Poi il copione prevede che finalmente la Conferenza inizia, ma le probabilità che finisca con un accordo sono minime, anche se le delegazioni lavorano sodo per evitare un fallimento che sarebbe disastroso per l’umanità e la vergogna della nostra generazione. Inevitabilmente a un certo punto, più o meno dopo una settimana, il fallimento sembra certo, ma la speranza è ancora appesa a un filo. Infine c’è lo sprint finale con un accordo dell’ultimo minuto, che ufficialmente scontenta gran parte dei delegati e delle associazioni ambientaliste (non si è deciso mai abbastanza) ma che rimanda alla prossima conferenza internazionale tra un anno. Così il circo può continuare a girare e il teatrino a perpetuarsi, peraltro con costi esorbitanti: recentemente è stato calcolato che si spendono almeno 100 milioni di dollari l’anno per tenere vivo l’apparato, oltre un miliardo di dollari in totale, pagato dai contribuenti soprattutto dei paesi industrializzati.
Per quanto riguarda Doha, la fine dei lavori è prevista per venerdì 7 dicembre, siamo quindi al momento del rischio fallimento – che si sta superando – e vicini al rush finale, con il solito compromesso sui documenti da approvare. Quest’anno la differenza è che tra meno di un mese scade il Protocollo di Kyoto – che stabilisce una riduzione delle emissioni di anidride carbonica (CO2) per i paesi industrializzati - e che quindi bisogna trovare una soluzione per il futuro. Stiamo pur certi che comunque alla fine qualcosa si farà almeno per giustificare l’appuntamento tra un anno.
Nel frattempo la realtà va avanti come sempre: il clima cambia come è sempre cambiato, i disastri naturali accadono come hanno sempre fatto, la temperatura globale ha smesso di crescere dal 1998 al punto che aumentano gli scienziati che parlano di un possibile raffreddamento globale, e così via. Gli uragani, contrariamente a quanto sostenuto in tv e sui giornali, non sono affatto in aumento né di frequenza né di intensità; anzi i dati messi a disposizione dal Centro Nazionale Usa per gli Uragani che coprono oltre un secolo, dal 1900 al 2012, ci dicono che nell’ultimo quinquennio gli uragani forti (minimo livello 3) sono scesi a un livello minimo.

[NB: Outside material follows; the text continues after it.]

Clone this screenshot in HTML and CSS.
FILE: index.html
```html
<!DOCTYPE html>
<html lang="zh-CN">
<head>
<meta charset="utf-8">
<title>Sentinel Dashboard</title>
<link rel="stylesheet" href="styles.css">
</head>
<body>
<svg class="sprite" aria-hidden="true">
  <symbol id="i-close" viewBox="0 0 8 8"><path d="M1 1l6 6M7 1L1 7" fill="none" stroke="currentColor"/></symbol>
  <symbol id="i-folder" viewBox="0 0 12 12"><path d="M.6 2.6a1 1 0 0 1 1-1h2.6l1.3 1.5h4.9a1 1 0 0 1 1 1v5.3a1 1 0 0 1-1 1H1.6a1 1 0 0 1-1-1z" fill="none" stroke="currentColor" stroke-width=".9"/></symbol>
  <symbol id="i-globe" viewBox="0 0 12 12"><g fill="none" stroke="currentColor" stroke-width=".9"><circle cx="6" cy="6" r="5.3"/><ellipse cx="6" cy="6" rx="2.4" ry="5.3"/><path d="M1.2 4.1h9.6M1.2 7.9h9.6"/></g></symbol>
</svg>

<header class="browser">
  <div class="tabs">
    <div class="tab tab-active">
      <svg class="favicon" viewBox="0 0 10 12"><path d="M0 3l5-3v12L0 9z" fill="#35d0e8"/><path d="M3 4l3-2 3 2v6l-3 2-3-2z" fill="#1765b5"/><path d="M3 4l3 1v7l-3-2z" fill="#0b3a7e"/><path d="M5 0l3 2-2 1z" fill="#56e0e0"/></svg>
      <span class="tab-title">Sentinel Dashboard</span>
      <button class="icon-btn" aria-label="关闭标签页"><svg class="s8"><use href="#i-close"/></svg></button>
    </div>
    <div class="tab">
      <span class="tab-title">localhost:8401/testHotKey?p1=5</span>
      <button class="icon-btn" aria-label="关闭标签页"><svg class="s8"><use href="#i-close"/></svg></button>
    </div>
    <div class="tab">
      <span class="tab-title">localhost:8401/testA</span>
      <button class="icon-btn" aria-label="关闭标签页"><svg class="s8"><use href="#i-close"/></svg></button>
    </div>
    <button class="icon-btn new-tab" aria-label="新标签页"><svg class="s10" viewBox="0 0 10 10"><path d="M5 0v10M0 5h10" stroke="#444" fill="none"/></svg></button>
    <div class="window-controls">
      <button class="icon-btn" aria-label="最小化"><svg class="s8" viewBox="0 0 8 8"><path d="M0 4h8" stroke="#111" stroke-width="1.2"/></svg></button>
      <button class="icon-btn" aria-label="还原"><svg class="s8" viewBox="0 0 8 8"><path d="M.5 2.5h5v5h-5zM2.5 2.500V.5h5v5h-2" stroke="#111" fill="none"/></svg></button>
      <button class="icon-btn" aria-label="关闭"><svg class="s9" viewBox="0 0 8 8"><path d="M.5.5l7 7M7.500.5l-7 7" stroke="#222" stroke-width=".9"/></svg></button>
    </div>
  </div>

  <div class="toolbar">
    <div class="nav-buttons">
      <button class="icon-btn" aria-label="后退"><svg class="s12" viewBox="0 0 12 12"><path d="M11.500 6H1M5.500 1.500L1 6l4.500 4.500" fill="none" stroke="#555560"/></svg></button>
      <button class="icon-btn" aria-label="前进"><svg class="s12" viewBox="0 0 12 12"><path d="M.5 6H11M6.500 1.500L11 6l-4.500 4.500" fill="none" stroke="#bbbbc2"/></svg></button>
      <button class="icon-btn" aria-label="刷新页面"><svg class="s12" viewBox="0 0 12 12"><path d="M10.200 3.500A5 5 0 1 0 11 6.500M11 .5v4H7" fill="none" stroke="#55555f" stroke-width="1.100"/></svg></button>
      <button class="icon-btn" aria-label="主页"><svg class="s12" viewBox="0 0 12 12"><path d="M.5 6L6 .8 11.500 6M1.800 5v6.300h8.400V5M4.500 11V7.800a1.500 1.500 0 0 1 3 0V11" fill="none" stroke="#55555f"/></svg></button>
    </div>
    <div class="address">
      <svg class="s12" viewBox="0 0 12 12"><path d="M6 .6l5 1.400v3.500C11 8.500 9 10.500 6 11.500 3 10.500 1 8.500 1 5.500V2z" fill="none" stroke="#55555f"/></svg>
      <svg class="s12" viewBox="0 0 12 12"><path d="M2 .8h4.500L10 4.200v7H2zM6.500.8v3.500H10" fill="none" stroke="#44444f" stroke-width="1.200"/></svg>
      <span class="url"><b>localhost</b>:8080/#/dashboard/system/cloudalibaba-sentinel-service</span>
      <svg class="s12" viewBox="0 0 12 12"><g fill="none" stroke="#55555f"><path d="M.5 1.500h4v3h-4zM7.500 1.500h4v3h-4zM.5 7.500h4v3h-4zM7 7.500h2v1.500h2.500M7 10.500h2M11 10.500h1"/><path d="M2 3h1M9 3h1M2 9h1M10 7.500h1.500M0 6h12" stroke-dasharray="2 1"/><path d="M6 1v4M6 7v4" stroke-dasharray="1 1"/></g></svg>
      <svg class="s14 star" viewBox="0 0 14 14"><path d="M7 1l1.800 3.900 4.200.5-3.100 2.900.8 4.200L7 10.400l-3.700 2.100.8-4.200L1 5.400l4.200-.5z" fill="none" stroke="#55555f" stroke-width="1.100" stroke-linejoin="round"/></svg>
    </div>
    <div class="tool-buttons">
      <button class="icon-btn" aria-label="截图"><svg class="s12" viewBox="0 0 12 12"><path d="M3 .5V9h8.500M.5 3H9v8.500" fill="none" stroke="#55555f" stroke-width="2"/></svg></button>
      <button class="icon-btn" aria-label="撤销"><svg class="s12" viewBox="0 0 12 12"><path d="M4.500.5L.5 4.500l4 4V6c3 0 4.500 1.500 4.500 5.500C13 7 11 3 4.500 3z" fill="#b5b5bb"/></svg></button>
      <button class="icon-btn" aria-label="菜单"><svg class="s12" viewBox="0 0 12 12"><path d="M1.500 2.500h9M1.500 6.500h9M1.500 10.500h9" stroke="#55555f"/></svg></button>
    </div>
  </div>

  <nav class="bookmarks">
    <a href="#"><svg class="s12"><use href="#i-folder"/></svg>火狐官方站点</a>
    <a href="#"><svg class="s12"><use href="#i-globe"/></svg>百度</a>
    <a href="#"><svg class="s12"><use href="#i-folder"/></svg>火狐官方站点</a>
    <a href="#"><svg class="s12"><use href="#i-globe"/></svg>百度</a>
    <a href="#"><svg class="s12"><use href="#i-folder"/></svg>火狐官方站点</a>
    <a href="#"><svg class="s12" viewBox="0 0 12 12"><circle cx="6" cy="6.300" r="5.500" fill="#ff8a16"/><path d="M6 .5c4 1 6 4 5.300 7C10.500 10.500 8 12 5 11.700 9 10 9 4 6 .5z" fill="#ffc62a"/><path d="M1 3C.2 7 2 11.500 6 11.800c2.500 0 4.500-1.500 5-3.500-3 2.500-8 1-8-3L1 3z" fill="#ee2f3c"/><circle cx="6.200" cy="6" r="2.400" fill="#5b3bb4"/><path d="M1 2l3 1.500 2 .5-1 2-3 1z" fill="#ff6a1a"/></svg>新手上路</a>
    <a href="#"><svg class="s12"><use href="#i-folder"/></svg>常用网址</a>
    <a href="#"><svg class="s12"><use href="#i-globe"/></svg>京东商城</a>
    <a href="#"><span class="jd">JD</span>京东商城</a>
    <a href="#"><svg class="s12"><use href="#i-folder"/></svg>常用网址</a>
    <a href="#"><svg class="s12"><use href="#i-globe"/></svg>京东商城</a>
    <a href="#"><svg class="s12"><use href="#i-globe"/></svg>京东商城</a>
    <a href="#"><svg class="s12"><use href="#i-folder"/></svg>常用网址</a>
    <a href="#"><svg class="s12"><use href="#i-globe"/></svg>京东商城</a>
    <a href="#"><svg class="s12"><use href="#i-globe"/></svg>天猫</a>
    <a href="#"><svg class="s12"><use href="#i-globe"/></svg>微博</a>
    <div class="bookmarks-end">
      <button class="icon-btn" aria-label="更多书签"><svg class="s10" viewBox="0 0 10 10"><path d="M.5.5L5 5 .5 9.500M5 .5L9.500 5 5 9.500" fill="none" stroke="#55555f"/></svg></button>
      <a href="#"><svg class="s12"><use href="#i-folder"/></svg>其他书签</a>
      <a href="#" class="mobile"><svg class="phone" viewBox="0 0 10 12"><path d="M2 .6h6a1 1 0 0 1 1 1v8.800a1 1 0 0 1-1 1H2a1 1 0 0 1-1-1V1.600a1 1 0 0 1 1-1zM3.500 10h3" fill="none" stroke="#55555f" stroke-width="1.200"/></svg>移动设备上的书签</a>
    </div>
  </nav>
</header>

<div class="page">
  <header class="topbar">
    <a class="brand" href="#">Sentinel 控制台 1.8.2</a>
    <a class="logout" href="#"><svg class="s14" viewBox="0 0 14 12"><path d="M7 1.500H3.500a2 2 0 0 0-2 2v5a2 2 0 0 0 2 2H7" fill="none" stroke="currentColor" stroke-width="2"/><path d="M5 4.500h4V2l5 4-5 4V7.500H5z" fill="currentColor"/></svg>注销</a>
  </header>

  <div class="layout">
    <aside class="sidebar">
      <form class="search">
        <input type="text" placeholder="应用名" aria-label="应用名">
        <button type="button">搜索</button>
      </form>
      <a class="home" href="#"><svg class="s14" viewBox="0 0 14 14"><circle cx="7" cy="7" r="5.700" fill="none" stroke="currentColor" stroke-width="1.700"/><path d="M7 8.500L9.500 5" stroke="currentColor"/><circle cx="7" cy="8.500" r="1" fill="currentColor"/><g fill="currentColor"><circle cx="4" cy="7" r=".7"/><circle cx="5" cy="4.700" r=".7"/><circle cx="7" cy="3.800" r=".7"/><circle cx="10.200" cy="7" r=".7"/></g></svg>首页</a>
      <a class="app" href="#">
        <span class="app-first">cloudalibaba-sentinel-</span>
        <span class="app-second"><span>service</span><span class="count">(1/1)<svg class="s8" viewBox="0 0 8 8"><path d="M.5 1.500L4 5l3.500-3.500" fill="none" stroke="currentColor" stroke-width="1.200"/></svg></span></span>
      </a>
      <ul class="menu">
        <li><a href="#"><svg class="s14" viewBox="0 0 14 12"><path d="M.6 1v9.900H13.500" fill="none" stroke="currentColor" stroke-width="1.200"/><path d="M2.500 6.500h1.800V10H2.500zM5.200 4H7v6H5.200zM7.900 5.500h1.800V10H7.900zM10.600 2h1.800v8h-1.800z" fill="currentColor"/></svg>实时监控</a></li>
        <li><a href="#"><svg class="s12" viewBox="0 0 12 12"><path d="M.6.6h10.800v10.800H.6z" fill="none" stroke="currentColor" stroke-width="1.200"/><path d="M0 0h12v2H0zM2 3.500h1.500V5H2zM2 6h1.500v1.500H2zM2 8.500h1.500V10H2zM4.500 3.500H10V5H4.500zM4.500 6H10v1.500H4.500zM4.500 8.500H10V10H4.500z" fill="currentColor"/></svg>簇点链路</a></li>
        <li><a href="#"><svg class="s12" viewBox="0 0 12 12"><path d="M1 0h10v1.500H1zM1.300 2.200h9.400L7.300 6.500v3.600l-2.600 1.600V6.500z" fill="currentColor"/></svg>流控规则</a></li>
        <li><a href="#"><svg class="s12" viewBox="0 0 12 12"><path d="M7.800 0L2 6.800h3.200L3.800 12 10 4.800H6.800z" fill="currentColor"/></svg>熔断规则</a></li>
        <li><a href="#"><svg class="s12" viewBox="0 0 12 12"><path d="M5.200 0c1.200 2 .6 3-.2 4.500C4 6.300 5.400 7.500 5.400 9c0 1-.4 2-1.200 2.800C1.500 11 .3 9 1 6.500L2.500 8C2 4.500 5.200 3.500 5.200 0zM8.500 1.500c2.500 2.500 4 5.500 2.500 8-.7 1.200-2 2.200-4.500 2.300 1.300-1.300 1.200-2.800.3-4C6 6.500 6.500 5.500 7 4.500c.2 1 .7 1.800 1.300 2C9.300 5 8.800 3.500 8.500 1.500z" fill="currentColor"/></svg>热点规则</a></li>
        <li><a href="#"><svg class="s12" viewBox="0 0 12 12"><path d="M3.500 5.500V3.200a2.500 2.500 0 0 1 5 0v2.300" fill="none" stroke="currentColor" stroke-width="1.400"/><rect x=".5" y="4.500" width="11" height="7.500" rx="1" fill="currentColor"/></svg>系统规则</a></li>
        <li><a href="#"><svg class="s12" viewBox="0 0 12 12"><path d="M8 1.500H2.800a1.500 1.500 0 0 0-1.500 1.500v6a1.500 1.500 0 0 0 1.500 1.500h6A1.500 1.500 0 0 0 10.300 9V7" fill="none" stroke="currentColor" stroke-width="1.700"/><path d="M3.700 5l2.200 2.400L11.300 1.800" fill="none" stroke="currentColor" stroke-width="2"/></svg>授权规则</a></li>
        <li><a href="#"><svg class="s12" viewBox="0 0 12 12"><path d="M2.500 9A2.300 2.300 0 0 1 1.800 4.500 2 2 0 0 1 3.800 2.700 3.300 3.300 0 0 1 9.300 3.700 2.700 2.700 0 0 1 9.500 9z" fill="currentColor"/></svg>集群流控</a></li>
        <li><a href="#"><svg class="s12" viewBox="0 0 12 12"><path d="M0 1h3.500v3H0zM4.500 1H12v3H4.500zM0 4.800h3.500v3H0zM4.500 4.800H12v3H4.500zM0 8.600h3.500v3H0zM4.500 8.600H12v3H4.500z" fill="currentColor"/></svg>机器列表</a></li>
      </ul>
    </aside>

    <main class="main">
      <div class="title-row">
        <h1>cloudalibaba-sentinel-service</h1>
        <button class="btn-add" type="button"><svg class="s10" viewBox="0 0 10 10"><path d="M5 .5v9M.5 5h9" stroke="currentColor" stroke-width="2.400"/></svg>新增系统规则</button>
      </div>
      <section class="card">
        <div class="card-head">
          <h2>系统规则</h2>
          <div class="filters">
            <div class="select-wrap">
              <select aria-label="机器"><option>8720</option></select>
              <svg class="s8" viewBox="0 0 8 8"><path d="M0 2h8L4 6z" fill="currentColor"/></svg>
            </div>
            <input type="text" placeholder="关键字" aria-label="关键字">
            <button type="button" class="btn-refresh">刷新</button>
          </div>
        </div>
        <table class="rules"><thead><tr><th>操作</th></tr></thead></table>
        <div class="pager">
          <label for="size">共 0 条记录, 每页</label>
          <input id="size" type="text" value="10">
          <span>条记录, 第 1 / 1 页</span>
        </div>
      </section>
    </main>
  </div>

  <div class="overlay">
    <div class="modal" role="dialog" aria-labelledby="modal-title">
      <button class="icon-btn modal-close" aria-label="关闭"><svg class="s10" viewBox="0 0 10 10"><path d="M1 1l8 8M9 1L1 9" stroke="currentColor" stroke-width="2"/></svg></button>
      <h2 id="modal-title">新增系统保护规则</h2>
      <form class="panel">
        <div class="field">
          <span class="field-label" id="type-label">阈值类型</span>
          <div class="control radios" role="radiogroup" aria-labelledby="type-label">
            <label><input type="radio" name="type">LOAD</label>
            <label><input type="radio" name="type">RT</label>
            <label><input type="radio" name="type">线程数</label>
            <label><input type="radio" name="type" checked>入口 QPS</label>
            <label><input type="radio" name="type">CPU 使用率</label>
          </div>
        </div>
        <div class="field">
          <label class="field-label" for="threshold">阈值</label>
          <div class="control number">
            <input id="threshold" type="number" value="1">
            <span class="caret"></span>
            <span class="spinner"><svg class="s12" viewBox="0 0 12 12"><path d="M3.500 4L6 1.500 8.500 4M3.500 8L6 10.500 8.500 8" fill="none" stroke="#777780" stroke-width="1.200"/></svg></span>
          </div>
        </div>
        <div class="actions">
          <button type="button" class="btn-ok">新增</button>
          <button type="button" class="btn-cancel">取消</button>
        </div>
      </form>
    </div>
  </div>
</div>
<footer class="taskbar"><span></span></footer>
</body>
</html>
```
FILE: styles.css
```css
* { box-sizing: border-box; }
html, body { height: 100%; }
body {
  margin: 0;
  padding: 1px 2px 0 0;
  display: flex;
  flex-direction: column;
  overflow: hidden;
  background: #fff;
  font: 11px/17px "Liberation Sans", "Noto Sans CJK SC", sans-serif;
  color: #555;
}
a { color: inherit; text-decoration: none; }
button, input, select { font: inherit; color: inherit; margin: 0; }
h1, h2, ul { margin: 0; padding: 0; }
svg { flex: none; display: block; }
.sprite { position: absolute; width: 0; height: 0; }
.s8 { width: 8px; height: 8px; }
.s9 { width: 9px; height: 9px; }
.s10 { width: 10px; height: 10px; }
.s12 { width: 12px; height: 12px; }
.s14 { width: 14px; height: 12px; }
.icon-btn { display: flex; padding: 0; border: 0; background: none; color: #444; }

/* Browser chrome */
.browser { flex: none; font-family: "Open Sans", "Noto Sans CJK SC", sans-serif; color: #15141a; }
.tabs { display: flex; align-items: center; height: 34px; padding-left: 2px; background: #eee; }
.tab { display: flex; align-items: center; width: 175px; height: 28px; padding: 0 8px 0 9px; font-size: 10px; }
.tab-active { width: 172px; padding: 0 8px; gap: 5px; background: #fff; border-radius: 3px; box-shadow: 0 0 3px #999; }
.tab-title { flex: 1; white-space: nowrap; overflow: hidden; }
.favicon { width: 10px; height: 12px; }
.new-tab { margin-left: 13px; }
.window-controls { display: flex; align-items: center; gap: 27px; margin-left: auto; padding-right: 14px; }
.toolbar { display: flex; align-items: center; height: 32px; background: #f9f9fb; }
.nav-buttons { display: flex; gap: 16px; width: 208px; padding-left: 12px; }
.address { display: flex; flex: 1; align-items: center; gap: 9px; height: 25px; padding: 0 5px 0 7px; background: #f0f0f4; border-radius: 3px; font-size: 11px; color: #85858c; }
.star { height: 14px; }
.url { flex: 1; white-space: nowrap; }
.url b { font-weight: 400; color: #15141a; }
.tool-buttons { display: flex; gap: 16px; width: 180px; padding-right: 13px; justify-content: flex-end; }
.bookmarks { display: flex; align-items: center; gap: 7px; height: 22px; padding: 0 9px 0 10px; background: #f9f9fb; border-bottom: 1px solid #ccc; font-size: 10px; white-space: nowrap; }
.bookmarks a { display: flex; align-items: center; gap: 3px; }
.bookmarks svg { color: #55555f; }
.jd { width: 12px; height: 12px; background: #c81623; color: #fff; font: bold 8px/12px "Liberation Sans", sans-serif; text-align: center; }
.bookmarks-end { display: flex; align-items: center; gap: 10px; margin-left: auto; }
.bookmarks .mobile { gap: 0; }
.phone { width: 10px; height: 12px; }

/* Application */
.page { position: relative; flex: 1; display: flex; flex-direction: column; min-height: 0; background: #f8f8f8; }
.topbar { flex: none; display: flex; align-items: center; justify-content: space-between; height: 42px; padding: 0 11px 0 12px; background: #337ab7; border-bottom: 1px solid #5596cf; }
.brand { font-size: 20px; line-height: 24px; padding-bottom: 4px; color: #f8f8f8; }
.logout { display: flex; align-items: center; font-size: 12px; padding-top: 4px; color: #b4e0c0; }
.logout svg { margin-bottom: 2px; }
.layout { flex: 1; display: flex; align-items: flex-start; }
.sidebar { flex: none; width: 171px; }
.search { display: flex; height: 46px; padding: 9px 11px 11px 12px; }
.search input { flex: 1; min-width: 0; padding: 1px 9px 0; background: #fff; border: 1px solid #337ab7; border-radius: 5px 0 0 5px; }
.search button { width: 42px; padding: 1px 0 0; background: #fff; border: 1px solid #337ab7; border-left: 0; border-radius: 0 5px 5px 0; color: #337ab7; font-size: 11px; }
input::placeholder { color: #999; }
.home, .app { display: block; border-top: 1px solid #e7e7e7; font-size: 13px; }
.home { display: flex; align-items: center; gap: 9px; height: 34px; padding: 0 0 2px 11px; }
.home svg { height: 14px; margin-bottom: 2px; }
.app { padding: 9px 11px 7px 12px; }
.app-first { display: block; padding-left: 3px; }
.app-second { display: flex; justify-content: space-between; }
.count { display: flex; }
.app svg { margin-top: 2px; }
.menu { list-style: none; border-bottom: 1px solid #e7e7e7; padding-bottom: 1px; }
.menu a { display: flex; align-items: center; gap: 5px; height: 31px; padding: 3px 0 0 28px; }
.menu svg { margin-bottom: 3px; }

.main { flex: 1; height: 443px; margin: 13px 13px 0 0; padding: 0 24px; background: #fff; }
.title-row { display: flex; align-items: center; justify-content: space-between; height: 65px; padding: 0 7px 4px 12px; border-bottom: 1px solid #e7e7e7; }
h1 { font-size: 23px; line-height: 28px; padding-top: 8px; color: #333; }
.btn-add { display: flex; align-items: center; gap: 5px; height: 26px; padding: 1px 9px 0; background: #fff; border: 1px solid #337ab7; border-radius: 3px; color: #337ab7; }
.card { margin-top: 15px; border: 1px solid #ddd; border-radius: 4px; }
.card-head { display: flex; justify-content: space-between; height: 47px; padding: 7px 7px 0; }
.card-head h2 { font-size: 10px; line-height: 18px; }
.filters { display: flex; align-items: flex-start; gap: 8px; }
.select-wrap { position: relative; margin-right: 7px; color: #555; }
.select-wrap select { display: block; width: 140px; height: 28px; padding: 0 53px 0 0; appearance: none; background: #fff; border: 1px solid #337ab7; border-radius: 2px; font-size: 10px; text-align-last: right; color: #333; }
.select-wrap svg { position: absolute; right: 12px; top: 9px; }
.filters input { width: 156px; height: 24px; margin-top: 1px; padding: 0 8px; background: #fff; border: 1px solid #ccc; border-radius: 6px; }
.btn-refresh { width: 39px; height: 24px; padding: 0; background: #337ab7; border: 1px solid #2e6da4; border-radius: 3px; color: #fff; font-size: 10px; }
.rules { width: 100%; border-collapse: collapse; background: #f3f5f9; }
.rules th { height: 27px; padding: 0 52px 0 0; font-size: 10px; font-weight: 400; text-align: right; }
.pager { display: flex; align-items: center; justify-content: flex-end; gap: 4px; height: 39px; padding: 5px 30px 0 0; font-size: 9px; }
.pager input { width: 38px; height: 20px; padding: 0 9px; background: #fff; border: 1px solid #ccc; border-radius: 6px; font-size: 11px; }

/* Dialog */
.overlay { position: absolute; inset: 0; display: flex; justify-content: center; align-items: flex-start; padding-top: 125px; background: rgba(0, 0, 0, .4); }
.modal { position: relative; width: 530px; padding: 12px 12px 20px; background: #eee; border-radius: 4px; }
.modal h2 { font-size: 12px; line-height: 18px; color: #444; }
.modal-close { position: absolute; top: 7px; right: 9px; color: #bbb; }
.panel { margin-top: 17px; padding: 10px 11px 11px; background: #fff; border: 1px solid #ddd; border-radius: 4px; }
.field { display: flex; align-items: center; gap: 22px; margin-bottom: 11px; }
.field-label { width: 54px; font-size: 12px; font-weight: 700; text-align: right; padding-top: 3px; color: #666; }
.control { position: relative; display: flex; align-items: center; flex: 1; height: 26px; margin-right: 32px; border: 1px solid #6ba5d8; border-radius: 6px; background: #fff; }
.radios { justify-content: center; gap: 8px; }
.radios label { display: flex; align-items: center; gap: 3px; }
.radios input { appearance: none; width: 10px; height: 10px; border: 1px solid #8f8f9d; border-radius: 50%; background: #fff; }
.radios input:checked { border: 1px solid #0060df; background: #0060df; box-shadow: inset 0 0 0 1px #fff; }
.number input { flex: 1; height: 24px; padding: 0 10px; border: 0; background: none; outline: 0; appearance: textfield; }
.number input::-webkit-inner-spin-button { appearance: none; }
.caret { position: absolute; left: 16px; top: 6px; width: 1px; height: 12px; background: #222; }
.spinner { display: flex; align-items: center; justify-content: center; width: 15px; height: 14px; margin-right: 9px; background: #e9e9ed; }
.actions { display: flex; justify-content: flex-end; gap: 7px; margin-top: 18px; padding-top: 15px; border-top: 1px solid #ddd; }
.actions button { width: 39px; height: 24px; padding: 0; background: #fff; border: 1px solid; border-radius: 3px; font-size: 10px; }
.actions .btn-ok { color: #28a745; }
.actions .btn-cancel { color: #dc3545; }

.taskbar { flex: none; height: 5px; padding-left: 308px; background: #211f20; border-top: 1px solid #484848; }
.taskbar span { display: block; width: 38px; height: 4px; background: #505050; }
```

Solo che, presi da questo delirio di onnipotenza per cui pensiamo di poter controllare le temperature globali come se la Terra avesse un termostato, stiamo gettando ingenti risorse economiche e umane nell’assurdo tentativo di bloccare il clima in una inesistente condizione di equilibrio. E tralasciamo di seguire quella saggezza di chi ci ha preceduto, per cui le risorse si investono per mitigare i danni provocati dai disastri naturali, consapevoli dei nostri limiti e del nostro rapporto con il creato e il Creatore. Il vero pericolo per l’umanità sta proprio qui: nell’aver abbandonato la realtà per seguire le ideologie e gli idoli.